> Given problem: Retype every line from the start of the entries below down to the line with "import React from 'react';", both ends included; skip the pictures.

┄┄┄┄┄┄┄┄┄┄

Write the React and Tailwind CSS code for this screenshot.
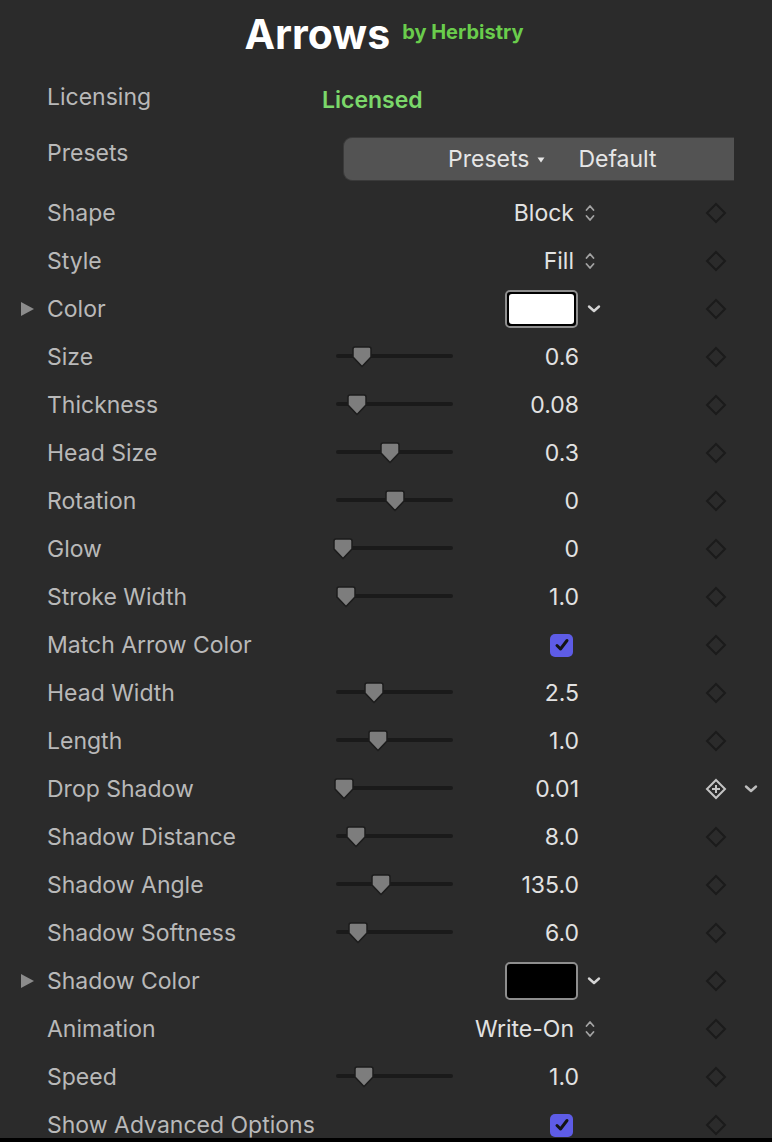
import React from 'react';

const rows = [
  { label: 'Shape', type: 'popup', value: 'Block' },
  { label: 'Style', type: 'popup', value: 'Fill' },
  { label: 'Color', type: 'color', value: '#ffffff', disclosure: true },
  { label: 'Size', type: 'slider', value: '0.6', thumb: 362 },
  { label: 'Thickness', type: 'slider', value: '0.08', thumb: 357 },
  { label: 'Head Size', type: 'slider', value: '0.3', thumb: 390 },
  { label: 'Rotation', type: 'slider', value: '0', thumb: 395 },
  { label: 'Glow', type: 'slider', value: '0', thumb: 343 },
  { label: 'Stroke Width', type: 'slider', value: '1.0', thumb: 346 },
  { label: 'Match Arrow Color', type: 'check' },
  { label: 'Head Width', type: 'slider', value: '2.5', thumb: 374 },
  { label: 'Length', type: 'slider', value: '1.0', thumb: 378 },
  { label: 'Drop Shadow', type: 'slider', value: '0.01', thumb: 344, keyed: true },
  { label: 'Shadow Distance', type: 'slider', value: '8.0', thumb: 356 },
  { label: 'Shadow Angle', type: 'slider', value: '135.0', thumb: 381 },
  { label: 'Shadow Softness', type: 'slider', value: '6.0', thumb: 358 },
  { label: 'Shadow Color', type: 'color', value: '#000000', disclosure: true },
  { label: 'Animation', type: 'popup', value: 'Write-On' },
  { label: 'Speed', type: 'slider', value: '1.0', thumb: 364 },
  { label: 'Show Advanced Options', type: 'check' },
];

function Diamond({ keyed }) {
  if (keyed) {
    return (
      <svg width="22" height="22" viewBox="0 0 22 22">
        <path d="M11 2 L20 11 L11 20 L2 11 Z" fill="none" stroke="#c4c4c4" strokeWidth="2" />
        <path d="M11 7 V15 M7 11 H15" stroke="#c4c4c4" strokeWidth="2" />
      </svg>
    );
  }
  return (
    <svg width="22" height="22" viewBox="0 0 22 22">
      <path d="M11 2 L20 11 L11 20 L2 11 Z" fill="none" stroke="#1b1b1b" strokeWidth="2" />
    </svg>
  );
}

function ChevronDown({ color = '#d4d4d4' }) {
  return (
    <svg width="14" height="10" viewBox="0 0 14 10">
      <path d="M2 2.5 L7 7 L12 2.5" fill="none" stroke={color} strokeWidth="2.4" strokeLinecap="round" strokeLinejoin="round" />
    </svg>
  );
}

function UpDown() {
  return (
    <svg width="12" height="22" viewBox="0 0 12 22">
      <path d="M2.5 8 L6 4 L9.5 8 M2.5 14 L6 18 L9.5 14" fill="none" stroke="#a3a3a3" strokeWidth="1.8" strokeLinecap="round" strokeLinejoin="round" />
    </svg>
  );
}

function Slider({ thumb }) {
  return (
    <div className="relative h-[22px] w-[117px]">
      <div className="absolute left-0 right-0 top-[8px] h-[4px] rounded-full bg-[#1a1a1a]" />
      <svg
        className="absolute top-0"
        style={{ left: thumb - 336 - 10 }}
        width="20"
        height="22"
        viewBox="0 0 20 22"
      >
        <path
          d="M3 1 H17 Q19 1 19 3 V11 L10 20.5 L1 11 V3 Q1 1 3 1 Z"
          fill="#7d7d7d"
          stroke="#1c1c1c"
          strokeWidth="1.5"
          strokeLinejoin="round"
        />
      </svg>
    </div>
  );
}

function Check() {
  return (
    <div className="flex h-[23px] w-[23px] items-center justify-center rounded-[5px] bg-[#5e5ce6]">
      <svg width="16" height="16" viewBox="0 0 16 16">
        <path d="M3 8.5 L6.5 12 L13 3.5" fill="none" stroke="#141414" strokeWidth="3" strokeLinecap="round" strokeLinejoin="round" />
      </svg>
    </div>
  );
}

function Row({ row }) {
  return (
    <div className="flex h-[48px] shrink-0 items-center">
      <div className="flex w-[47px] items-center pl-[20px]">
        {row.disclosure && (
          <svg width="14" height="16" viewBox="0 0 14 16">
            <path d="M1 1 L14 8 L1 15 Z" fill="#8c8c8c" />
          </svg>
        )}
      </div>
      <div className="w-[289px] text-[23px] text-[#b9b9b9]">{row.label}</div>
      <div className="w-[117px]">{row.type === 'slider' && <Slider thumb={row.thumb} />}</div>
      <div className="flex w-[126px] items-center justify-end text-[23px] text-[#e2e2e2]">
        {row.type === 'slider' && <span>{row.value}</span>}
        {row.type === 'popup' && (
          <span className="mr-[-17px] flex items-center gap-[10px]">
            {row.value}
            <UpDown />
          </span>
        )}
        {row.type === 'color' && (
          <div className="mr-[1px] h-[38px] w-[73px] rounded-[5px] border-2 border-[#8e8e8e] bg-black p-[2px]">
            <div className="h-full w-full rounded-[3px]" style={{ background: row.value }} />
          </div>
        )}
        {row.type === 'check' && (
          <div className="mr-[6px]">
            <Check />
          </div>
        )}
      </div>
      <div className="flex w-[126px] items-center pl-[8px]">
        {row.type === 'color' && <ChevronDown />}
      </div>
      <div className="flex w-[22px] items-center justify-center">
        <Diamond keyed={row.keyed} />
      </div>
      <div className="flex w-[37px] items-center justify-end pr-[6px]">
        {row.keyed && <ChevronDown color="#bdbdbd" />}
      </div>
    </div>
  );
}

export default function App() {
  return (
    <div className="flex h-[1142px] w-[772px] flex-col overflow-hidden bg-[#2b2b2b] font-['Inter',sans-serif]">
      <div className="flex h-[1138px] flex-col overflow-hidden">
        <div className="flex h-[73px] shrink-0 items-start justify-center pt-[8px] pr-[4px]">
          <span className="text-[41px] font-bold leading-[52px] text-white">Arrows</span>
          <span className="ml-[12px] mt-[9px] text-[20px] font-bold text-[#6acd4c]">by Herbistry</span>
        </div>
        <div className="flex h-[48px] shrink-0 items-center">
          <div className="w-[47px]" />
          <div className="w-[275px] text-[23px] text-[#b9b9b9]">Licensing</div>
          <div className="pt-[6px] text-[23px] font-semibold text-[#7bd86a]">Licensed</div>
        </div>
        <div className="flex h-[68px] shrink-0 items-center">
          <div className="w-[47px]" />
          <div className="w-[296px] pb-[4px] text-[23px] text-[#b9b9b9]">Presets</div>
          <div className="mt-[8px] flex h-[44px] w-[391px] items-center rounded-l-[9px] border border-r-0 border-[#3a3a3a] bg-[#535353] pl-[104px] text-[23px] text-[#e6e6e6]">
            <span>Presets</span>
            <svg className="ml-[8px] mt-[2px]" width="8" height="8" viewBox="0 0 8 8">
              <path d="M0.5 1.5 H7.5 L4 6.5 Z" fill="#e6e6e6" />
            </svg>
            <span className="ml-[33px]">Default</span>
          </div>
        </div>
        {rows.map((row) => (
          <Row key={row.label} row={row} />
        ))}
      </div>
      <div className="h-[4px] shrink-0 bg-black" />
    </div>
  );
}
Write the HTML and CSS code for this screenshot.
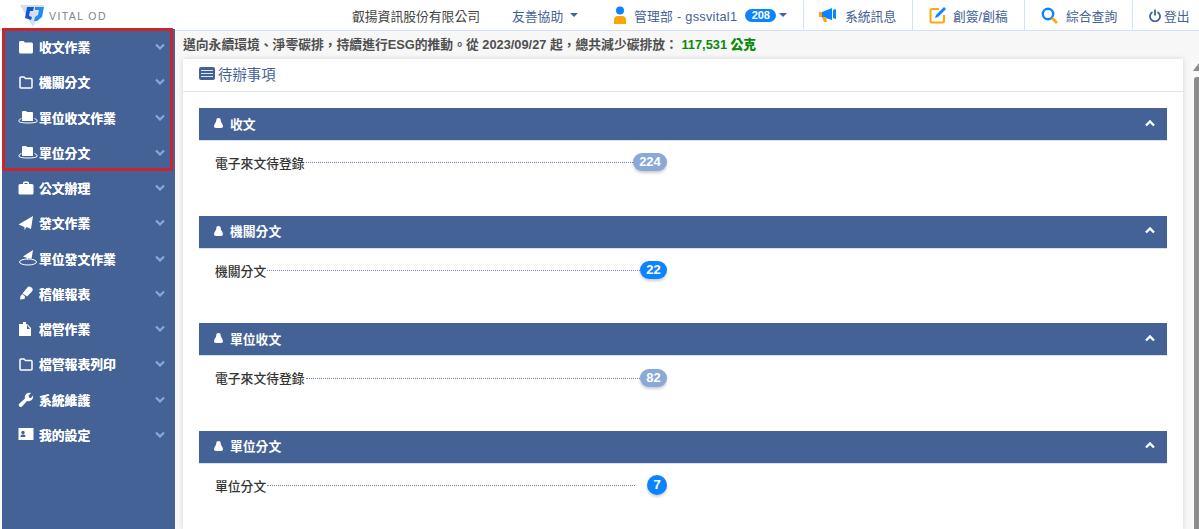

┄┄┄┄┄┄┄┄┄┄

> Response:
Write the React and Tailwind CSS code for this screenshot.
import React from 'react';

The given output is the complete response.